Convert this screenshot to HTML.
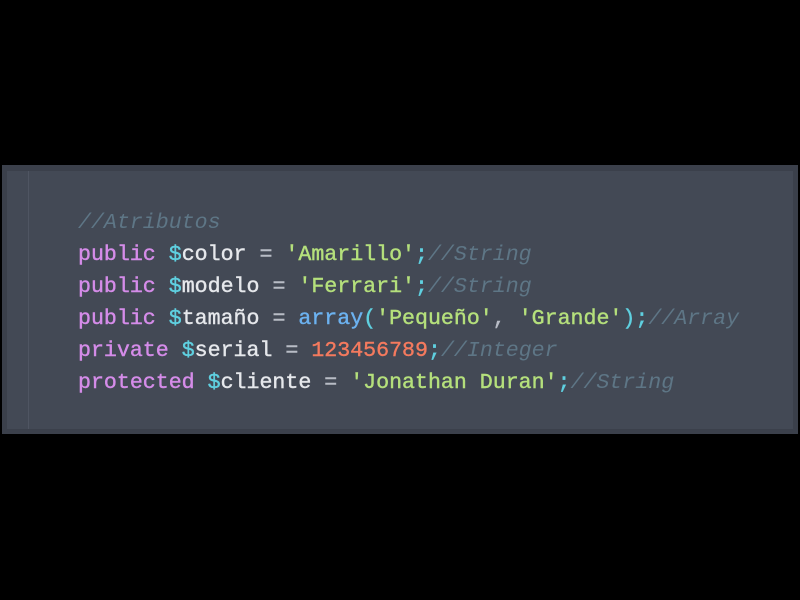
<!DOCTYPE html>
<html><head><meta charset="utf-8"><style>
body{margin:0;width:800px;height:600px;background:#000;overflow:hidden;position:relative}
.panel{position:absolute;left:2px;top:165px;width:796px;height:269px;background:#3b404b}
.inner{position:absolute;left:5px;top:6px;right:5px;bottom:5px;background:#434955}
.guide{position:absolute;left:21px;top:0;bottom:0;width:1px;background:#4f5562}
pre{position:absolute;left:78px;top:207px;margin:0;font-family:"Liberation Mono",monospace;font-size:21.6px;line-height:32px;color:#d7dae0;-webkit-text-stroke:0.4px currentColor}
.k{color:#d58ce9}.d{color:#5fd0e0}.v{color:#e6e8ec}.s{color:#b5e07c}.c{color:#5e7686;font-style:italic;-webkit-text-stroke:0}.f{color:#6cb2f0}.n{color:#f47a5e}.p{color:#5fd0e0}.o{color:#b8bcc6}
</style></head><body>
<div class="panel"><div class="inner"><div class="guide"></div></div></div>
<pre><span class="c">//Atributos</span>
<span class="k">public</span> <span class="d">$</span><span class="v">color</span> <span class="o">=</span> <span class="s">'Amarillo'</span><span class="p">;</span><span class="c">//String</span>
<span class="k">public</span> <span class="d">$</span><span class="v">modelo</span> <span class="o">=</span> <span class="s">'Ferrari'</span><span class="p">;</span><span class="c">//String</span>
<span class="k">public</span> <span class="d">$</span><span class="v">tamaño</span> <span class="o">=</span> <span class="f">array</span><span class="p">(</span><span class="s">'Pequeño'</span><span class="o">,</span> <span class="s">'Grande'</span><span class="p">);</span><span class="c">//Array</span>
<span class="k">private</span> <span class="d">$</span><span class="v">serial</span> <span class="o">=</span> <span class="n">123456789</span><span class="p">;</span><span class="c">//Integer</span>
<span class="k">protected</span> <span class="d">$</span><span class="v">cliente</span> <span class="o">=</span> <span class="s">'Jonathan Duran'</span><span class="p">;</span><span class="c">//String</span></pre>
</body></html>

□ □ □

GIVEN PROBLEM | Your task is to repeat the material above exactly, without its pictures.

FULL ANSWER |
Convert this screenshot to HTML.
<!DOCTYPE html>
<html><head><meta charset="utf-8"><style>
body{margin:0;width:800px;height:600px;background:#000;overflow:hidden;position:relative}
.panel{position:absolute;left:2px;top:165px;width:796px;height:269px;background:#3b404b}
.inner{position:absolute;left:5px;top:6px;right:5px;bottom:5px;background:#434955}
.guide{position:absolute;left:21px;top:0;bottom:0;width:1px;background:#4f5562}
pre{position:absolute;left:78px;top:207px;margin:0;font-family:"Liberation Mono",monospace;font-size:21.6px;line-height:32px;color:#d7dae0;-webkit-text-stroke:0.4px currentColor}
.k{color:#d58ce9}.d{color:#5fd0e0}.v{color:#e6e8ec}.s{color:#b5e07c}.c{color:#5e7686;font-style:italic;-webkit-text-stroke:0}.f{color:#6cb2f0}.n{color:#f47a5e}.p{color:#5fd0e0}.o{color:#b8bcc6}
</style></head><body>
<div class="panel"><div class="inner"><div class="guide"></div></div></div>
<pre><span class="c">//Atributos</span>
<span class="k">public</span> <span class="d">$</span><span class="v">color</span> <span class="o">=</span> <span class="s">'Amarillo'</span><span class="p">;</span><span class="c">//String</span>
<span class="k">public</span> <span class="d">$</span><span class="v">modelo</span> <span class="o">=</span> <span class="s">'Ferrari'</span><span class="p">;</span><span class="c">//String</span>
<span class="k">public</span> <span class="d">$</span><span class="v">tamaño</span> <span class="o">=</span> <span class="f">array</span><span class="p">(</span><span class="s">'Pequeño'</span><span class="o">,</span> <span class="s">'Grande'</span><span class="p">);</span><span class="c">//Array</span>
<span class="k">private</span> <span class="d">$</span><span class="v">serial</span> <span class="o">=</span> <span class="n">123456789</span><span class="p">;</span><span class="c">//Integer</span>
<span class="k">protected</span> <span class="d">$</span><span class="v">cliente</span> <span class="o">=</span> <span class="s">'Jonathan Duran'</span><span class="p">;</span><span class="c">//String</span></pre>
</body></html>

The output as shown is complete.